Which is made to sound like a culturally appropriate social benefit:
Deeply influenced by the traditional value that children should support their elderly parents and guarantee them a happy life, many Chinese seniors are reluctant to leave home and live in retirement homes.
However, with many Chinese families now having a "four parents, one couple and one child" structure, young people are shouldering a heavier burden supporting the elderly.
Experts recommend that senior citizens live at home and be taken care of by their communities. It is a solution that suits China's situation and its traditions.
Perhaps. But this may simply be putting a Confucian gloss on an unwieldy modern problem. I have a sneaking suspicion that "communities" will be under the same kinds of economic pressure as "children" - people having to devote more time to work to earn enough to secure basic living necessities in a growing economy with increasing costs and competitiveness - and that this nice-sounding idea will not get very far in dealing with the exploding issue of China's aging society. And that is the topic of the next article: "Who will support China's development in 50 years?"
This makes Japan, with its rapidly graying society, a vision of China's future:
Researchers Cai Chuang and Wang Meiyan from CASS found that between 2000 and 2030, the average age of the labor force would also increase. It's predicted that in 2013, the number of workers as a percentage of the population will peak at 72.1 percent. But the actual size of the working population will peak at 997 million in 2016. According to UN estimates, the number of Chinese people of working age will gradually fall below the world average. These estimates indicate that China's outlook is not optimistic. China will lose its economic advantage of cheap labor in the near future.

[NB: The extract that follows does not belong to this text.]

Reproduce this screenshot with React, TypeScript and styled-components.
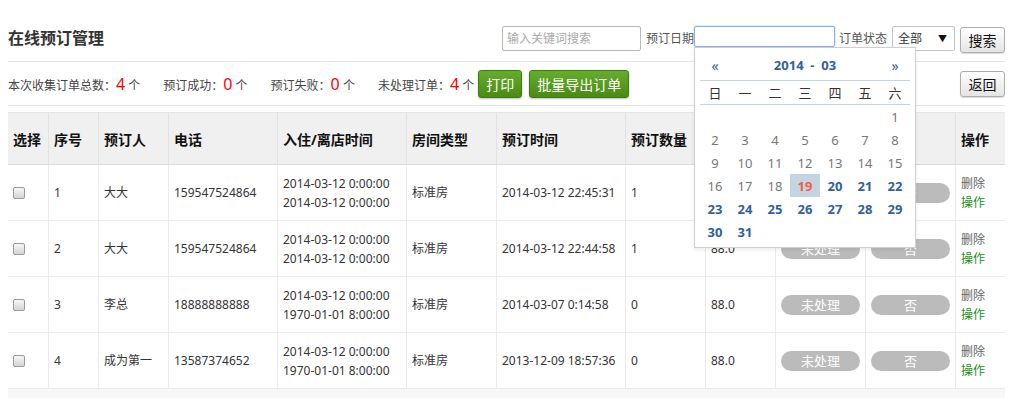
import React from "react";
import styled, {createGlobalStyle} from "styled-components";

const GlobalStyle = createGlobalStyle`
  * { box-sizing: border-box; }
  body {
    margin: 0;
    background: #fff;
    color: #333;
    font-family: "Noto Sans", "Noto Sans CJK SC", sans-serif;
    font-size: 12px;
  }
`;

const Page = styled.div`
  width: 997px;
  margin-left: 8px;
`;

const TopBar = styled.div`
  display: flex;
  align-items: flex-start;
  height: 62px;
  padding-top: 26px;
  border-bottom: 1px solid #e6e6e6;
`;

const Title = styled.h1`
  margin: 0 auto 0 0;
  font-size: 16px;
  line-height: 25px;
  font-weight: bold;
  color: #333;
`;

const SearchInput = styled.input`
  width: 139px;
  height: 25px;
  padding: 0 4px;
  border: 1px solid #b9b9b9;
  border-radius: 2px;
  font: inherit;
  font-size: 12px;
  &::placeholder { color: #a9a9a9; }
`;

const Label = styled.span<{ $gap: number }>`
  margin-left: ${p => p.$gap}px;
  line-height: 25px;
  color: #555;
  white-space: nowrap;
`;

const DateField = styled.div`
  position: relative;
`;

const DateInput = styled.input`
  display: block;
  width: 141px;
  height: 21px;
  border: 1px solid #86aee8;
  border-radius: 2px;
  outline: none;
  box-shadow: 0 0 2px rgba(82, 136, 220, 0.5);
`;

const SelectBox = styled.div`
  position: relative;
  margin-left: 5px;
`;

const StatusSelect = styled.select`
  appearance: none;
  width: 63px;
  height: 25px;
  padding: 0 5px;
  border: 1px solid #c4c4c4;
  border-radius: 2px;
  background: #fff;
  font: inherit;
  font-size: 12px;
  color: #333;
`;

const Arrow = styled.span`
  position: absolute;
  right: 8px;
  top: 6px;
  font-size: 9px;
  color: #111;
  pointer-events: none;
`;

const GreyButton = styled.button<{ $top?: number }>`
  margin-left: ${p => (p.$top ? 5 : 0)}px;
  margin-top: ${p => p.$top ?? 0}px;
  width: 45px;
  height: 26px;
  padding: 0;
  border: 1px solid #adadad;
  border-radius: 3px;
  background: linear-gradient(#ffffff, #e4e4e4);
  box-shadow: 0 1px 1px rgba(0, 0, 0, 0.15);
  font-family: inherit;
  font-size: 14px;
  color: #111;
`;

const StatsBar = styled.div`
  display: flex;
  align-items: center;
  height: 44px;
  border-bottom: 1px solid #e6e6e6;
`;

const Stat = styled.span`
  margin-right: 23px;
  color: #444;
  white-space: nowrap;
  &:last-of-type { margin-right: 4px; }
`;

const Num = styled.em`
  font-style: normal;
  font-size: 16px;
  color: #f00;
`;

const GreenButton = styled.button`
  height: 28px;
  margin-right: 7px;
  padding: 0 7px;
  border: 1px solid #3f7b10;
  border-radius: 3px;
  background: linear-gradient(#66ad2c, #4a8a14);
  box-shadow: 0 1px 2px rgba(0, 0, 0, 0.25);
  font-family: inherit;
  font-size: 14px;
  color: #fff;
`;

const Spacer = styled.div`
  flex: 1;
`;

const Table = styled.table`
  width: 997px;
  margin-top: 6px;
  table-layout: fixed;
  border-collapse: separate;
  border-spacing: 0;
  border-top: 1px solid #e6e6e6;
`;

const Col = styled.col<{ $w: number }>`
  width: ${p => p.$w}px;
`;

const HeadRow = styled.tr`
  height: 52px;
  background: #f0f0f0;
`;

const HeadCell = styled.th`
  padding: 0 5px;
  text-align: left;
  font-size: 14px;
  font-weight: bold;
  color: #111;
  white-space: nowrap;
  overflow: hidden;
  border-bottom: 1px solid #dadada;
  & + & { border-left: 1px solid #e2e2e2; }
`;

const Row = styled.tr`
  height: 56px;
`;

const Cell = styled.td`
  padding: 0 5px;
  vertical-align: middle;
  color: #333;
  line-height: 19px;
  white-space: nowrap;
  border-bottom: 1px solid #ebebeb;
  & + & { border-left: 1px solid #ebebeb; }
`;

const Check = styled.input`
  appearance: none;
  display: block;
  width: 12px;
  height: 12px;
  margin: 0;
  border: 1px solid #9a9a9a;
  border-radius: 2px;
  background: linear-gradient(#f6f6f6, #d4d4d4);
`;

const Pill = styled.span`
  display: block;
  width: 79px;
  height: 20px;
  line-height: 20px;
  border-radius: 10px;
  background: #bbbbbb;
  color: #fff;
  text-align: center;
  font-size: 13px;
`;

const ActionLink = styled.a<{ $green?: boolean }>`
  display: block;
  color: ${p => (p.$green ? "#17901a" : "#666")};
  text-decoration: none;
`;

const Footer = styled.div`
  height: 20px;
  background: #f7f7f7;
`;

const Calendar = styled.div`
  position: absolute;
  top: 100%;
  left: 0;
  z-index: 5;
  width: 222px;
  padding: 4px 5px;
  border: 1px solid #cfcfcf;
  background: #fff;
  box-shadow: 0 2px 4px rgba(0, 0, 0, 0.08);
`;

const CalHead = styled.div`
  display: grid;
  grid-template-columns: 30px 150px 30px;
  height: 29px;
  padding-bottom: 2px;
  align-items: center;
  text-align: center;
  border-bottom: 1px solid #c3d5e5;
  color: #30619a;
  font-size: 13px;
  font-weight: bold;
`;

const Nav = styled.span`
  font-weight: normal;
  font-size: 14px;
`;

const Grid = styled.div<{ $line?: boolean }>`
  display: grid;
  grid-template-columns: repeat(7, 30px);
  grid-auto-rows: 23px;
  border-bottom: ${p => (p.$line ? "1px solid #c3d5e5" : "none")};
`;

const WeekDay = styled.span`
  display: flex;
  align-items: center;
  justify-content: center;
  font-size: 13px;
  color: #333;
`;

const Day = styled.span<{ $state: "past" | "today" | "future" | "blank" }>`
  display: flex;
  align-items: center;
  justify-content: center;
  font-size: 13px;
  font-weight: ${p => (p.$state === "past" ? "normal" : "bold")};
  color: ${p => (p.$state === "past" ? "#777" : p.$state === "today" ? "#f2604a" : "#30619a")};
  background: ${p => (p.$state === "today" ? "#c4d4e1" : "transparent")};
`;

type Order = {
    id: number;
    name: string;
    phone: string;
    stay: [string, string];
    room: string;
    time: string;
    count: number;
};

const orders: Order[] = [
    {id: 1, name: "大大", phone: "159547524864", stay: ["2014-03-12 0:00:00", "2014-03-12 0:00:00"], room: "标准房", time: "2014-03-12 22:45:31", count: 1},
    {id: 2, name: "大大", phone: "159547524864", stay: ["2014-03-12 0:00:00", "2014-03-12 0:00:00"], room: "标准房", time: "2014-03-12 22:44:58", count: 1},
    {id: 3, name: "李总", phone: "18888888888", stay: ["2014-03-12 0:00:00", "1970-01-01 8:00:00"], room: "标准房", time: "2014-03-07 0:14:58", count: 0},
    {id: 4, name: "成为第一", phone: "13587374652", stay: ["2014-03-12 0:00:00", "1970-01-01 8:00:00"], room: "标准房", time: "2013-12-09 18:57:36", count: 0},
];

const columns = [
    {title: "选择", w: 40},
    {title: "序号", w: 50},
    {title: "预订人", w: 70},
    {title: "电话", w: 109},
    {title: "入住/离店时间", w: 129},
    {title: "房间类型", w: 90},
    {title: "预订时间", w: 129},
    {title: "预订数量", w: 80},
    {title: "单价", w: 70},
    {title: "处理状态", w: 90},
    {title: "已付", w: 90},
    {title: "操作", w: 50},
];

const weekDays = ["日", "一", "二", "三", "四", "五", "六"];

// March 2014 starts on a Saturday, today is the 19th
const calendarDays = () => {
    const cells: { label: string; state: "past" | "today" | "future" | "blank" }[] = [];
    for (let i = 0; i < 6; i++) cells.push({label: "", state: "blank"});
    for (let d = 1; d <= 31; d++) {
        cells.push({label: String(d), state: d < 19 ? "past" : d === 19 ? "today" : "future"});
    }
    return cells;
};

const DatePicker: React.FC = () => (
    <Calendar>
        <CalHead>
            <Nav>«</Nav>
            <span>2014&nbsp; - &nbsp;03</span>
            <Nav>»</Nav>
        </CalHead>
        <Grid $line>
            {weekDays.map(w => <WeekDay key={w}>{w}</WeekDay>)}
        </Grid>
        <Grid>
            {calendarDays().map((c, i) => <Day key={i} $state={c.state}>{c.label}</Day>)}
        </Grid>
    </Calendar>
);

const App: React.FC = () => {
    return (
        <Page>
            <GlobalStyle/>
            <TopBar>
                <Title>在线预订管理</Title>
                <SearchInput placeholder="输入关键词搜索"/>
                <Label $gap={5}>预订日期</Label>
                <DateField>
                    <DateInput/>
                    <DatePicker/>
                </DateField>
                <Label $gap={4}>订单状态</Label>
                <SelectBox>
                    <StatusSelect defaultValue="all">
                        <option value="all">全部</option>
                    </StatusSelect>
                    <Arrow>▼</Arrow>
                </SelectBox>
                <GreyButton $top={1}>搜索</GreyButton>
            </TopBar>

            <StatsBar>
                <Stat>本次收集订单总数：<Num>4</Num> 个</Stat>
                <Stat>预订成功：<Num>0</Num> 个</Stat>
                <Stat>预订失败：<Num>0</Num> 个</Stat>
                <Stat>未处理订单：<Num>4</Num> 个</Stat>
                <GreenButton>打印</GreenButton>
                <GreenButton>批量导出订单</GreenButton>
                <Spacer/>
                <GreyButton>返回</GreyButton>
            </StatsBar>

            <Table>
                <colgroup>
                    {columns.map(c => <Col key={c.title} $w={c.w}/>)}
                </colgroup>
                <thead>
                <HeadRow>
                    {columns.map(c => <HeadCell key={c.title}>{c.title}</HeadCell>)}
                </HeadRow>
                </thead>
                <tbody>
                {orders.map(o => (
                    <Row key={o.id}>
                        <Cell><Check type="checkbox"/></Cell>
                        <Cell>{o.id}</Cell>
                        <Cell>{o.name}</Cell>
                        <Cell>{o.phone}</Cell>
                        <Cell>{o.stay[0]}<br/>{o.stay[1]}</Cell>
                        <Cell>{o.room}</Cell>
                        <Cell>{o.time}</Cell>
                        <Cell>{o.count}</Cell>
                        <Cell>88.0</Cell>
                        <Cell><Pill>未处理</Pill></Cell>
                        <Cell><Pill>否</Pill></Cell>
                        <Cell>
                            <ActionLink href="#">删除</ActionLink>
                            <ActionLink href="#" $green>操作</ActionLink>
                        </Cell>
                    </Row>
                ))}
                </tbody>
            </Table>
            <Footer/>
        </Page>
    );
};

export default App;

Unfortunately, China's demand for labor will continue to grow for some time. It is the labor-intensive manufacturing and processing industries that have given China such an advantage in the world economy. Without labor, these industries will collapse. China needs a long time if it is to change its mode of production mode and as yet there haven't been any signs of readjustment.
In fact CASS's report says that there is no need to wait for the problem to actually develop, as it has already been anticipated. Since 2004, China's most vital development area, the Pearl River Delta, has experienced a shortage of labor. The Yangtze River Delta has also had this problem.
So, we have two problems: taking care of old folks and maintaining the labor pool. One answer seems obvious: put the old folks to work! There might be even more problem squaring this with Confucian ethics, but, hey, necessity is the mother of invention (is there a Chinese saying for that?).
At first, I thought this was just a goofy idea, a bad joke at the expense of Confucians. But the more I think about it...
With technology changing the nature of work more and more, why shouldn't we expect that older people, even those with certain physical limitations, have the capacity to maintain busy, productive work lives? And why shouldn't we expect that many older folks might want to have some sort of job, something to keep them busy and earn them some money? So, in fact, I think Mr. Guo should expand his horizons. Why not an elderly training program to teach people how to use computers and the internet? Why not an elderly call center? It may not be cut-throat manufacturing, but it could be productive.
Now, if only I could find a passage in the Analects that would justify keeping elders on the job (my books are in the office, but I'll see what I can come up with later...).
It sounds like there needs to be something established there like what I worked doing for a while. Actually, we need more of it here!
A lot of seniors are put into care not because they're crushingly ill or utterly helpless, but because they need a certain level of assistance to remain independent, and there isn't time for family that works all day to provide it. The company I worked for provided the basic help that can make the difference between aged parents staying in their own or their children's homes and having to be put in a nursing home: cooking, cleaning, errands, companionship, and a kind of second line of alertness for the medical people who came out to see them.
As for seniors working, there's always the obvious justification in many cases: They *want* to work. We're not talking digging ditches here, but retirement is the death knell for a lot more people than I think is commonly realized, because they stop feeling like they're useful in the world, and for someone who might have worked 40 or 50 years at that point that can be a crushing blow.